As another round of fuel price increases takes effect, and as transport groups prepare for a nationwide strike, the Philippines finds itself at a familiar yet consequential juncture—a crossroads shaped by competing truths that can no longer be easily reconciled.
There is the reality that global markets impose constraints on national action, limiting the range of immediate responses available to any government.
There is the equally compelling reality that governments remain accountable to their people, particularly when external shocks translate into domestic hardship.
There is the understanding that corporations operate within the bounds of legality, yet are not exempt from scrutiny when their actions intersect with public welfare.
And there is the enduring fact that citizens, when pressed beyond a certain point, will seek recourse beyond formal channels—through protest, through collective pressure, through the assertion of presence in public space.
These truths coexist, but they do not align neatly.
And it is precisely in such moments of tension that leadership is most severely tested.
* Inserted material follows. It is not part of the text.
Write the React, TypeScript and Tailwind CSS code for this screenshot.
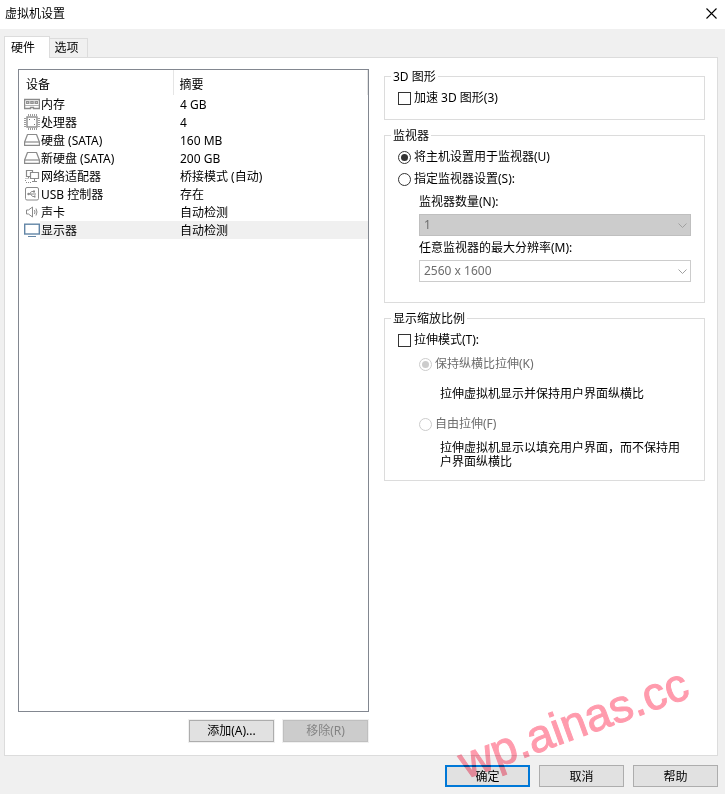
import { useState } from 'react'
import type { ReactNode } from 'react'

type Device = {
  name: string
  summary: string
  icon: ReactNode
}

const MemoryIcon = () => (
  <svg width="16" height="16" viewBox="0 0 16 16" fill="none" aria-hidden="true">
    <path d="M.6 3.500h14.800v9H9.500v-1h-3v1H.6z" stroke="#8a8a8a" strokeWidth="1.300" />
    <path d="M2 5h3.500v3H2zM6.200 5h3.600v3H6.200zM10.500 5H14v3h-3.500z" fill="#929292" />
    <path d="M1 9.500h14" stroke="#b4b4b4" />
    <path d="M3 6.500h1M7.500 6.500h1M12 6.500h1" stroke="#c8c8c8" />
  </svg>
)

const CpuIcon = () => (
  <svg width="16" height="16" viewBox="0 0 16 16" fill="none" stroke="#8a8a8a" aria-hidden="true">
    <rect x="3" y="3" width="10" height="10" strokeWidth="1.400" />
    <path
      d="M4.500 0v2M6.500 0v2M8.500 0v2M10.500 0v2M12.500 0v2M4.500 14v2M6.500 14v2M8.500 14v2M10.500 14v2M12.500 14v2"
      stroke="#9c9c9c"
    />
    <path
      d="M0 4.500h2M0 6.500h2M0 8.500h2M0 10.500h2M0 12.500h2M14 4.500h2M14 6.500h2M14 8.500h2M14 10.500h2M14 12.500h2"
      stroke="#9c9c9c"
    />
    <path d="M5 5.500h1M10 5.500h1M10 10.500h1" stroke="#777" />
  </svg>
)

const DiskIcon = () => (
  <svg
    width="16"
    height="16"
    viewBox="0 0 16 16"
    fill="none"
    stroke="#8a8a8a"
    strokeWidth="1.200"
    strokeLinejoin="round"
    aria-hidden="true"
  >
    <path d="M3.500 2.500h9l2.900 7.500v3.400H.6V10z" />
    <path d="M.6 10h14.800" />
  </svg>
)

const NetworkIcon = () => (
  <svg width="16" height="16" viewBox="0 0 16 16" fill="none" stroke="#8a8a8a" aria-hidden="true">
    <path d="M6 8.500H2.500v-6h6V4" strokeWidth="1.200" />
    <path d="M6.500 4.500h8v6h-8z" strokeWidth="1.200" />
    <path d="M10.500 11v2M8 13.500h5M4.500 9v1" />
    <path d="M1.500 10.500h4M1.500 12v2M2 14.500h6" strokeDasharray="1 1" />
  </svg>
)

const UsbIcon = () => (
  <svg width="16" height="16" viewBox="0 0 16 16" fill="none" stroke="#8a8a8a" aria-hidden="true">
    <rect x="1.500" y="1.500" width="13" height="12.500" rx="1.500" />
    <path d="M4 8h8M5.500 8l2-2.500h2M6.500 8l2 2.500h2" />
    <circle cx="4.500" cy="8" r="1.200" fill="#8a8a8a" stroke="none" />
    <path d="M9 4.500h2v2H9zM10 9.500h1.500v2H10z" fill="#8a8a8a" stroke="none" />
  </svg>
)

const SoundIcon = () => (
  <svg width="16" height="16" viewBox="0 0 16 16" fill="none" stroke="#8a8a8a" aria-hidden="true">
    <path d="M2.500 6h2L8.500 3v10l-4-3h-2z" />
    <path d="M10.500 6q1 2 0 4M12 4.500q2 3.500 0 7" />
  </svg>
)

const DisplayIcon = () => (
  <svg width="16" height="16" viewBox="0 0 16 16" fill="none" stroke="#6285a6" aria-hidden="true">
    <rect x=".7" y="2.200" width="14.600" height="9.800" fill="#fff" strokeWidth="1.400" />
    <path d="M4 14.500h8" />
  </svg>
)

const devices: Device[] = [
  { name: '内存', summary: '4 GB', icon: <MemoryIcon /> },
  { name: '处理器', summary: '4', icon: <CpuIcon /> },
  { name: '硬盘 (SATA)', summary: '160 MB', icon: <DiskIcon /> },
  { name: '新硬盘 (SATA)', summary: '200 GB', icon: <DiskIcon /> },
  { name: '网络适配器', summary: '桥接模式 (自动)', icon: <NetworkIcon /> },
  { name: 'USB 控制器', summary: '存在', icon: <UsbIcon /> },
  { name: '声卡', summary: '自动检测', icon: <SoundIcon /> },
  { name: '显示器', summary: '自动检测', icon: <DisplayIcon /> },
]

const buttonClass = 'h-[22px] w-[85px] border border-[#adadad] bg-[#e1e1e1] leading-4'

function Group({ title, children }: { title: string; children: ReactNode }) {
  return (
    <fieldset className="min-w-0 border border-[#dcdcdc] px-1.5">
      <legend className="px-0.5 leading-[15px]">{title}</legend>
      <div className="px-[7px] pt-[3px]">{children}</div>
    </fieldset>
  )
}

type ChoiceProps = {
  type: 'radio' | 'checkbox'
  name?: string
  label: string
  checked: boolean
  disabled?: boolean
  onChange?: () => void
}

function Choice({ type, name, label, checked, disabled, onChange }: ChoiceProps) {
  const shape = type === 'radio' ? 'rounded-full before:rounded-full' : ''

  return (
    <label className={`flex h-[22px] items-center gap-[3px] ${disabled ? 'text-[#6d6d6d]' : ''}`}>
      <input
        type={type}
        name={name}
        checked={checked}
        disabled={disabled}
        onChange={onChange ?? (() => {})}
        className={`grid size-[13px] shrink-0 appearance-none place-items-center border border-[#333] bg-white before:size-[7px] checked:before:bg-[#333] disabled:border-[#ccc] disabled:checked:before:bg-[#ccc] ${shape}`}
      />
      {label}
    </label>
  )
}

type DropDownProps = {
  id: string
  label: string
  value: string
  className: string
}

function DropDown({ id, label, value, className }: DropDownProps) {
  return (
    <div>
      <label htmlFor={id} className="flex h-6 items-center">
        {label}
      </label>
      <div className="relative">
        <select
          id={id}
          disabled
          className={`block h-[22px] w-full appearance-none border pl-1 text-[#6d6d6d] opacity-100 ${className}`}
        >
          <option>{value}</option>
        </select>
        <svg
          className="pointer-events-none absolute top-2 right-1"
          width="9"
          height="7"
          viewBox="0 0 9 7"
          fill="none"
          stroke="#a0a0a0"
          aria-hidden="true"
        >
          <path d="M.5 1.500l4 4 4-4" />
        </svg>
      </div>
    </div>
  )
}

export default function App() {
  const [selected, setSelected] = useState(7)
  const [accelerate, setAccelerate] = useState(false)
  const [useHost, setUseHost] = useState(true)
  const [stretch, setStretch] = useState(false)

  return (
    <div className="flex min-h-screen flex-col bg-[#f0f0f0] font-['Noto_Sans','Noto_Sans_CJK_SC',sans-serif] text-xs text-black">
      <header className="flex h-[29px] items-center justify-between bg-white pr-2 pb-0.5 pl-[5px]">
        <h1>虚拟机设置</h1>
        <button type="button" aria-label="关闭">
          <svg width="11" height="11" viewBox="0 0 11 11" stroke="#000" strokeWidth="1.100" aria-hidden="true">
            <path d="M.5.5l10 10M10.500.5l-10 10" />
          </svg>
        </button>
      </header>

      <main className="mr-[7px] ml-1 flex flex-1 flex-col pt-[7px]">
        <div role="tablist" className="flex items-end">
          <button
            type="button"
            role="tab"
            aria-selected="true"
            className="relative -mb-px h-[22px] w-[46px] border border-b-0 border-[#dcdcdc] bg-white pr-2"
          >
            硬件
          </button>
          <button
            type="button"
            role="tab"
            aria-selected="false"
            className="-ml-px h-[19px] w-[39px] border border-b-0 border-[#dcdcdc] pr-1"
          >
            选项
          </button>
        </div>

        <div className="flex flex-1 gap-[15px] border border-[#dcdcdc] bg-white pt-[11px] pr-3 pb-[13px] pl-[13px]">
          <section className="flex min-w-0 flex-1 flex-col">
            <div className="flex-1 border border-[#828790]">
              <table className="w-full table-fixed border-collapse">
                <thead>
                  <tr className="h-[25px] text-left">
                    <th className="w-[154px] border-r border-[#e5e5e5] pt-1 pl-[7px] font-normal">设备</th>
                    <th className="border-r border-[#e5e5e5] pt-1 pl-1.5 font-normal">摘要</th>
                  </tr>
                </thead>
                <tbody>
                  {devices.map((device, index) => {
                    const fill = index === selected ? 'bg-[#f0f0f0]' : ''
                    return (
                      <tr key={device.name} className="h-[18px] leading-4" onClick={() => setSelected(index)}>
                        <td className="p-0">
                          <div className="flex items-center pl-[5px]">
                            {device.icon}
                            <span className={`flex-1 pt-0.5 pl-px ${fill}`}>{device.name}</span>
                          </div>
                        </td>
                        <td className={`p-0 pt-0.5 pl-[7px] ${fill}`}>{device.summary}</td>
                      </tr>
                    )
                  })}
                </tbody>
              </table>
            </div>
            <div className="mt-2 flex justify-end gap-[9px] pr-px">
              <button type="button" className={`${buttonClass} ring-1 ring-[#f0f0f0]`}>
                添加(A)...
              </button>
              <button
                type="button"
                disabled
                className="h-[22px] w-[85px] border border-[#bfbfbf] bg-[#ccc] leading-4 text-[#838383] ring-1 ring-[#f0f0f0]"
              >
                移除(R)
              </button>
            </div>
          </section>

          <section className="flex w-[321px] flex-col gap-2">
            <Group title="3D 图形">
              <div className="pb-2.5">
                <Choice
                  type="checkbox"
                  label="加速 3D 图形(3)"
                  checked={accelerate}
                  onChange={() => setAccelerate(!accelerate)}
                />
              </div>
            </Group>

            <Group title="监视器">
              <div className="pb-5">
                <Choice
                  type="radio"
                  name="monitor"
                  label="将主机设置用于监视器(U)"
                  checked={useHost}
                  onChange={() => setUseHost(true)}
                />
                <Choice
                  type="radio"
                  name="monitor"
                  label="指定监视器设置(S):"
                  checked={!useHost}
                  onChange={() => setUseHost(false)}
                />
                <div className="pl-[21px]">
                  <DropDown id="count" label="监视器数量(N):" value="1" className="border-[#bfbfbf] bg-[#ccc]" />
                  <DropDown
                    id="resolution"
                    label="任意监视器的最大分辨率(M):"
                    value="2560 x 1600"
                    className="border-[#ccc] bg-white"
                  />
                </div>
              </div>
            </Group>

            <Group title="显示缩放比例">
              <div className="pb-[11px]">
                <Choice type="checkbox" label="拉伸模式(T):" checked={stretch} onChange={() => setStretch(!stretch)} />
                <div className="pt-0.5 pl-[21px]">
                  <Choice type="radio" name="stretch" label="保持纵横比拉伸(K)" checked disabled={!stretch} />
                  <p className="mt-3 mb-3 pl-[21px] leading-[14px]">拉伸虚拟机显示并保持用户界面纵横比</p>
                  <Choice type="radio" name="stretch" label="自由拉伸(F)" checked={false} disabled={!stretch} />
                  <p className="mt-1.5 pl-[21px] leading-[14px]">拉伸虚拟机显示以填充用户界面，而不保持用户界面纵横比</p>
                </div>
              </div>
            </Group>
          </section>
        </div>
      </main>

      <footer className="relative flex justify-end gap-[9px] pt-[9px] pr-[7px] pb-[7px]">
        <button type="button" className="h-[22px] w-[85px] border-2 border-[#0078d7] bg-[#e1e1e1] pt-0.5 leading-4">
          确定
        </button>
        <button type="button" className={`${buttonClass} pt-0.5`}>
          取消
        </button>
        <button type="button" className={`${buttonClass} pt-0.5`}>
          帮助
        </button>
        <div className="pointer-events-none absolute right-[19px] bottom-2 origin-[0_40px] -rotate-[20deg] font-['Liberation_Sans',sans-serif] text-[46px] leading-none text-[#ff9bad] mix-blend-multiply [-webkit-text-stroke:1px_#ff9bad]">
          wp.ainas.cc
        </div>
      </footer>
    </div>
  )
}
For leadership, in times of stability, may rest comfortably on explanation—on the articulation of constraints, on the management of expectations. But in times such as these, explanation alone is insufficient.
What is required is action—measured, deliberate, and credible—action that does not merely acknowledge the burden, but redistributes it in a manner that restores a sense of balance.
For at a crossroads, hesitation is itself a decision. And the longer the path remains undefined, the more likely it is that others—the streets, the sectors, the silent majority—will begin to define it themselves.
The Final Question
The black clay in Pasig has dried. The vandalised tarpaulins may be replaced afterwards. And slogans may fade. The price boards will continue to change.
But the question remains, persistent and unresolved: In a crisis not of its own making, how shall a nation distribute its burdens—and why do so many choose to defend those who carry the least of them?
For in the end, the price of oil is not merely counted in pesos per liter—
—but in the clarity, or confusion, with which a people understands its own condition.